果真不大一會兒,那被牽進去的狗,便呼呼直喘,腿腳發軟,看起來與剛進去之前并不相似。
雲錦繡點點頭,狗的肺比人類的肺要敏感得多。狗有這種表現也屬正常。
玄景帝一見此,知道雲錦繡所說的是事實。已經沒有懷疑的必要。
他最後朝楚逸騰問去,容顔威冷,語調發寒,“你可還有要與朕說的?那些江湖中人,這次的藥丸,還有你的病疾。有沒有?”
楚逸騰深知自己一旦點頭,便等于是落下了懸崖,是以他死都不肯承認。跪于地上依然在喊冤。
“好吧。看來此事要交予刑部去辦。你是不見棺材不落淚!”玄景帝深吸口氣,眼中再無半絲溫情。
他扭頭朝郝太醫一指,“将此人拖出去,斬了。”
“皇上!”楚逸騰吃了一驚,這郝太醫可是他難得培養出來的,怎麽可以輕易就斬了。
郝太醫哆嗦着,整個都癱在了地上。
玄景帝卻不理會他,隻沖郝太醫道,“若是你肯将所知的盡數說出來,朕可饒你一命!”
聽得自己有一線生機。郝太醫眼珠轉了下,欲張開口。
而楚逸騰驟然重咳一聲,眼裏斜向郝太醫,眸子裏面像是藏了萬千厲刃!
郝太醫面若死灰,不再閃動半分光亮,垂下頭去,卻是緊緊咬住了唇,他是半個字都不會說的!
雲錦繡看到這一幕,輕輕搖頭歎了口氣。楚逸騰必定是掌控了郝太醫的全家族人的性命,而郝太醫若敢出賣七殿下。那麽郝氏家族便将面臨着滅族吧!
雖然皇帝會治七皇子之罪,但是首先楚逸騰是皇帝的親生子。再大的罪,也不及郝太醫的罪大。最終首當其沖的依然是郝太醫!

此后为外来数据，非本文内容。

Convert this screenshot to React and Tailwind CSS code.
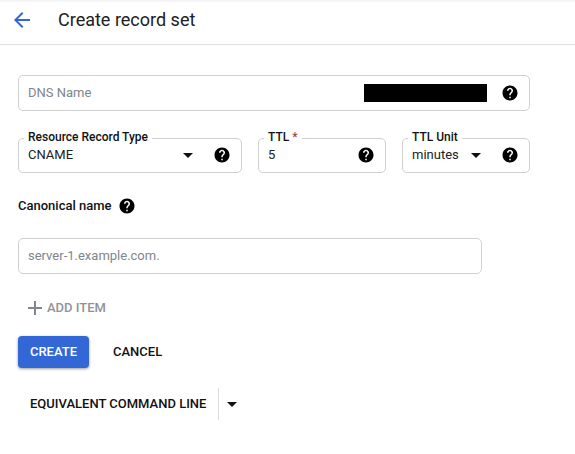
import { MdArrowBack, MdHelp, MdArrowDropDown, MdAdd } from "react-icons/md";

function Help({ className = "" }) {
  return <MdHelp size={18} className={`shrink-0 text-black ${className}`} />;
}

function Caret({ className = "" }) {
  return <MdArrowDropDown size={24} className={`shrink-0 text-[#111] ${className}`} />;
}

function Field({ label, required, width, children }) {
  return (
    <div className={`relative flex h-[35px] items-center rounded-[5px] border border-[#d0d0d0] pb-[1px] pl-[9px] pr-[10px] ${width}`}>
      <span className="absolute -top-[10px] left-[5px] bg-white px-[4px] text-[12px] leading-[16px] font-medium text-[#111]">
        {label}
        {required && <span className="text-[#a5443f]"> *</span>}
      </span>
      {children}
    </div>
  );
}

export default function App() {
  return (
    <div className="h-[454px] w-[575px] overflow-hidden bg-white font-['Roboto',sans-serif] text-[13px] text-[#202124]">
      <header className="flex h-[45px] items-center border-b border-[#e0e0e0] pb-[5px] pl-[10px] shadow-[inset_0_3px_3px_-2px_rgba(0,0,0,0.08)]">
        <MdArrowBack size={24} className="text-[#3367d6]" />
        <h1 className="ml-[24px] text-[18px] text-[#202124]">Create record set</h1>
      </header>

      <main className="px-[18px] pt-[30px]">
        <div className="flex h-[36px] w-[512px] items-center rounded-[5px] border border-[#d0d0d0] pl-[9px] pr-[10px]">
          <span className="text-[#80868b]">DNS Name</span>
          <div className="ml-auto mr-[14px] h-[18px] w-[123px] bg-black" />
          <Help />
        </div>

        <div className="mt-[27px] flex gap-[16px]">
          <Field label="Resource Record Type" width="w-[224px]">
            <span>CNAME</span>
            <Caret className="ml-auto mr-[13px]" />
            <Help />
          </Field>
          <Field label="TTL" required width="w-[128px]">
            <span>5</span>
            <Help className="ml-auto" />
          </Field>
          <Field label="TTL Unit" width="w-[128px]">
            <span>minutes</span>
            <Caret className="ml-auto mr-[13px]" />
            <Help />
          </Field>
        </div>

        <div className="mt-[24px] flex h-[18px] items-center gap-[6px]">
          <span className="font-medium text-[#111]">Canonical name</span>
          <Help />
        </div>

        <div className="mt-[23px] flex h-[36px] w-[464px] items-center rounded-[5px] border border-[#d0d0d0] pl-[9px]">
          <span className="text-[#80868b]">server-1.example.com.</span>
        </div>

        <button type="button" className="mt-[24px] flex h-[20px] items-center pl-[5px] text-[13px] font-medium text-[#8f9397]">
          <MdAdd size={24} className="text-[#80868b]" />
          ADD ITEM
        </button>

        <div className="mt-[18px] flex h-[32px] items-center">
          <button type="button" className="h-[32px] w-[71px] rounded-[4px] bg-[#3367d6] text-[13px] font-medium text-white shadow-[0_1px_3px_rgba(0,0,0,0.4)]">
            CREATE
          </button>
          <button type="button" className="ml-[24px] text-[13px] font-medium text-[#111]">
            CANCEL
          </button>
        </div>

        <div className="mt-[20px] flex h-[32px] items-center">
          <span className="ml-[12px] text-[13px] font-medium text-[#111]">EQUIVALENT COMMAND LINE</span>
          <div className="ml-[12px] h-[32px] w-px bg-[#dadce0]" />
          <Caret className="ml-[1px]" />
        </div>
      </main>
    </div>
  );
}
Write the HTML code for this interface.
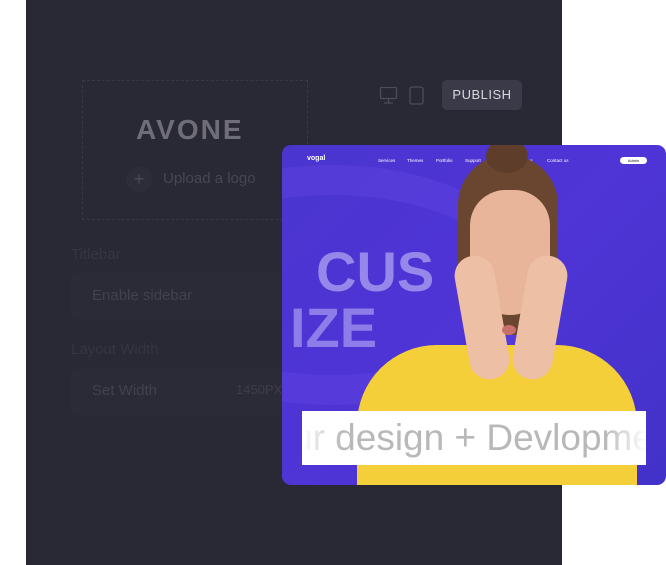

“既然七皇兒你病重,那麽便留在這府内,好好養病!沒有朕的同意,休得離開!”玄景帝冷叱,已經将楚逸騰軟禁在七皇子府。
看了一眼夜色,玄景帝乏了,擡步下令擺駕回宮。
“皇上,您不能這樣對待七皇子呀,他這一切都是被人給冤枉的呀!”雲榮萱大叫。阻攔聖駕不讓離開。
隻是玄景帝像是根本沒有聽見她的話般,徑直朝前走去。
雲榮萱知道自己不受皇帝的待見,但是她知道不能讓楚逸騰完了。那将意味着,自己也沒了以後。這是不可以的,她一定要爲楚逸騰争取。
“皇上,請容萱兒說一句話,皇上啊!”
雲榮萱飛奔上去,瞅準了玄景帝防備的空隙,便想去抱住他的大腿。可是誰想到皇帝身邊的近身侍衛,一個個身手都是頂級的,哪裏容得她碰得着龍體?
但見那侍衛以刀背擋住皇帝的身體,刀背往外一翻。砰地聲,撞到雲榮萱的腦門上,就聽她慘叫一聲,頓時血流如注。
這種事情若是放在平常,皇帝必定會拿這侍衛問罪。
但是聽到雲榮萱的慘叫,以及七皇子府的奴仆對其重傷的大驚之色。玄景帝非但沒有停下,反而勾了勾唇,徹底離開。
皇帝一走,留下這皇子府滿院的凄慘之景。
雲錦繡亦擡步離開,事情已經辦得差不多了,她也該回窩睡覺了。
“雲錦繡。”
身後傳來楚逸騰的聲音,雲錦繡站住腳步,回頭看他,“你這是定要站到本皇子的對面去了,是不是?”
雲錦繡聽到,嘲諷一笑,反問道,“如果今日我不如此做的話,莫非七皇子會放過我麽?若說是站到你的對面去,那也是七皇子事先認定的。我隻想好生活下去罷,這難道還有錯。”
楚逸騰緊緊地捏着拳頭,冷冷地盯着面前的少女!今日,他的一切都爲她所毀。可是看到她依然光華絕美的樣子,他的内心竟沒有恨意,卻反而盡是要得到她的強盛欲望。
如果女子,他楚逸騰若是不得到,豈非白白便宜了他人。
九皇叔,他應該永遠消失才是!
“七殿下,七殿下……”雲榮萱掙紮着站起來,往楚逸騰處而來。可是七皇子卻是看也不看她,隻直直盯着雲錦繡,一字一句道,“雲錦繡,你本來便是本皇子的未婚妻。這一點,你最好永遠記得!”